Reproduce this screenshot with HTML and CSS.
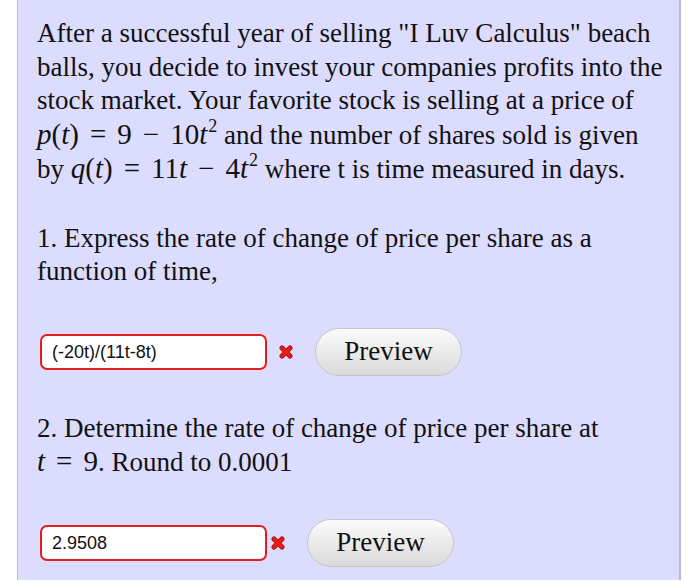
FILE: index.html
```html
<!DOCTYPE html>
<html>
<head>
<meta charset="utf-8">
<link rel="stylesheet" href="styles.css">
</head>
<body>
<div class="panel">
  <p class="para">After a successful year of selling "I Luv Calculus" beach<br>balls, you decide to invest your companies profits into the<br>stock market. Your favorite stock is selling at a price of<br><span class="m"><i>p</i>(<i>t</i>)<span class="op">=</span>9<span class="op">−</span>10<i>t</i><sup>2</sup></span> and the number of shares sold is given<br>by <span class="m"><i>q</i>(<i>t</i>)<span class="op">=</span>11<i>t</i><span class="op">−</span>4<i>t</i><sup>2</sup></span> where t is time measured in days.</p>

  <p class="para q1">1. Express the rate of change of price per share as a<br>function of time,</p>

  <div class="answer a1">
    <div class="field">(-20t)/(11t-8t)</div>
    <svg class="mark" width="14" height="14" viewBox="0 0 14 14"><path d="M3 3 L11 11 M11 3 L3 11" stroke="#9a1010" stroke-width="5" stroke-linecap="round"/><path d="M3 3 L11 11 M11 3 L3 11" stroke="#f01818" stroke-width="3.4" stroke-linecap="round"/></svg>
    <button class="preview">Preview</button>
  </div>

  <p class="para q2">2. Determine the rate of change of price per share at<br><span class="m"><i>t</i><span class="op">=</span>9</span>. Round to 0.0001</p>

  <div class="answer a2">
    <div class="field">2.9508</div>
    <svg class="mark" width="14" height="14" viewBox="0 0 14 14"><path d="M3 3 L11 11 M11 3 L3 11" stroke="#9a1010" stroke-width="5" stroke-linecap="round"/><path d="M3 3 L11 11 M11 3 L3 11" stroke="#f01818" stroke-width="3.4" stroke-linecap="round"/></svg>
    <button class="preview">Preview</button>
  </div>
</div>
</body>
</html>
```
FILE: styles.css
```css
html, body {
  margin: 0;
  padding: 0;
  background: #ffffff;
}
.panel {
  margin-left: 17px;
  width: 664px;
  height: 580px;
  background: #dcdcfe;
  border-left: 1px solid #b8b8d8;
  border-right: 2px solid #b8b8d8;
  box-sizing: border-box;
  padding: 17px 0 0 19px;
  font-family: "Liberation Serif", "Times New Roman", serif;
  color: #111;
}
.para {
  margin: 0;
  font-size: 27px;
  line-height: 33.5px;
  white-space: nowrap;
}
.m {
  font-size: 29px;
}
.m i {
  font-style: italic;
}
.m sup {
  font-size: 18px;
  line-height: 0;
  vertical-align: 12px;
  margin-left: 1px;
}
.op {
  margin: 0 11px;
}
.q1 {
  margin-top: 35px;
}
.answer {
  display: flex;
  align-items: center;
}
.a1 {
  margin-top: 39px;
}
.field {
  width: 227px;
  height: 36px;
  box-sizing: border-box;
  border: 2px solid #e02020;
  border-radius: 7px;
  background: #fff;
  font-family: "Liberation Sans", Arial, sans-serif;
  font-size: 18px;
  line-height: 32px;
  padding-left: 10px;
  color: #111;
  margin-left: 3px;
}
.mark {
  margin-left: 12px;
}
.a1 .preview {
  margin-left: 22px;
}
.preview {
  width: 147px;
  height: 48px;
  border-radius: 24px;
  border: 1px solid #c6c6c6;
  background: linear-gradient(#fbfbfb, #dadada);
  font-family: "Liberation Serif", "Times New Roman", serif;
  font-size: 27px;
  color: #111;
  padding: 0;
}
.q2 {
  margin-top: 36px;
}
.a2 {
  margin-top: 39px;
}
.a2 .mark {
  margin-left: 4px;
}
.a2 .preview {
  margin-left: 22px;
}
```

::::::::::

*Goal of the exercise:*
Print the complete listing exactly as it stands, without its pictures.

*Result of the task:*
Reproduce this screenshot with HTML and CSS.
FILE: index.html
```html
<!DOCTYPE html>
<html>
<head>
<meta charset="utf-8">
<link rel="stylesheet" href="styles.css">
</head>
<body>
<div class="panel">
  <p class="para">After a successful year of selling "I Luv Calculus" beach<br>balls, you decide to invest your companies profits into the<br>stock market. Your favorite stock is selling at a price of<br><span class="m"><i>p</i>(<i>t</i>)<span class="op">=</span>9<span class="op">−</span>10<i>t</i><sup>2</sup></span> and the number of shares sold is given<br>by <span class="m"><i>q</i>(<i>t</i>)<span class="op">=</span>11<i>t</i><span class="op">−</span>4<i>t</i><sup>2</sup></span> where t is time measured in days.</p>

  <p class="para q1">1. Express the rate of change of price per share as a<br>function of time,</p>

  <div class="answer a1">
    <div class="field">(-20t)/(11t-8t)</div>
    <svg class="mark" width="14" height="14" viewBox="0 0 14 14"><path d="M3 3 L11 11 M11 3 L3 11" stroke="#9a1010" stroke-width="5" stroke-linecap="round"/><path d="M3 3 L11 11 M11 3 L3 11" stroke="#f01818" stroke-width="3.4" stroke-linecap="round"/></svg>
    <button class="preview">Preview</button>
  </div>

  <p class="para q2">2. Determine the rate of change of price per share at<br><span class="m"><i>t</i><span class="op">=</span>9</span>. Round to 0.0001</p>

  <div class="answer a2">
    <div class="field">2.9508</div>
    <svg class="mark" width="14" height="14" viewBox="0 0 14 14"><path d="M3 3 L11 11 M11 3 L3 11" stroke="#9a1010" stroke-width="5" stroke-linecap="round"/><path d="M3 3 L11 11 M11 3 L3 11" stroke="#f01818" stroke-width="3.4" stroke-linecap="round"/></svg>
    <button class="preview">Preview</button>
  </div>
</div>
</body>
</html>
```
FILE: styles.css
```css
html, body {
  margin: 0;
  padding: 0;
  background: #ffffff;
}
.panel {
  margin-left: 17px;
  width: 664px;
  height: 580px;
  background: #dcdcfe;
  border-left: 1px solid #b8b8d8;
  border-right: 2px solid #b8b8d8;
  box-sizing: border-box;
  padding: 17px 0 0 19px;
  font-family: "Liberation Serif", "Times New Roman", serif;
  color: #111;
}
.para {
  margin: 0;
  font-size: 27px;
  line-height: 33.5px;
  white-space: nowrap;
}
.m {
  font-size: 29px;
}
.m i {
  font-style: italic;
}
.m sup {
  font-size: 18px;
  line-height: 0;
  vertical-align: 12px;
  margin-left: 1px;
}
.op {
  margin: 0 11px;
}
.q1 {
  margin-top: 35px;
}
.answer {
  display: flex;
  align-items: center;
}
.a1 {
  margin-top: 39px;
}
.field {
  width: 227px;
  height: 36px;
  box-sizing: border-box;
  border: 2px solid #e02020;
  border-radius: 7px;
  background: #fff;
  font-family: "Liberation Sans", Arial, sans-serif;
  font-size: 18px;
  line-height: 32px;
  padding-left: 10px;
  color: #111;
  margin-left: 3px;
}
.mark {
  margin-left: 12px;
}
.a1 .preview {
  margin-left: 22px;
}
.preview {
  width: 147px;
  height: 48px;
  border-radius: 24px;
  border: 1px solid #c6c6c6;
  background: linear-gradient(#fbfbfb, #dadada);
  font-family: "Liberation Serif", "Times New Roman", serif;
  font-size: 27px;
  color: #111;
  padding: 0;
}
.q2 {
  margin-top: 36px;
}
.a2 {
  margin-top: 39px;
}
.a2 .mark {
  margin-left: 4px;
}
.a2 .preview {
  margin-left: 22px;
}
```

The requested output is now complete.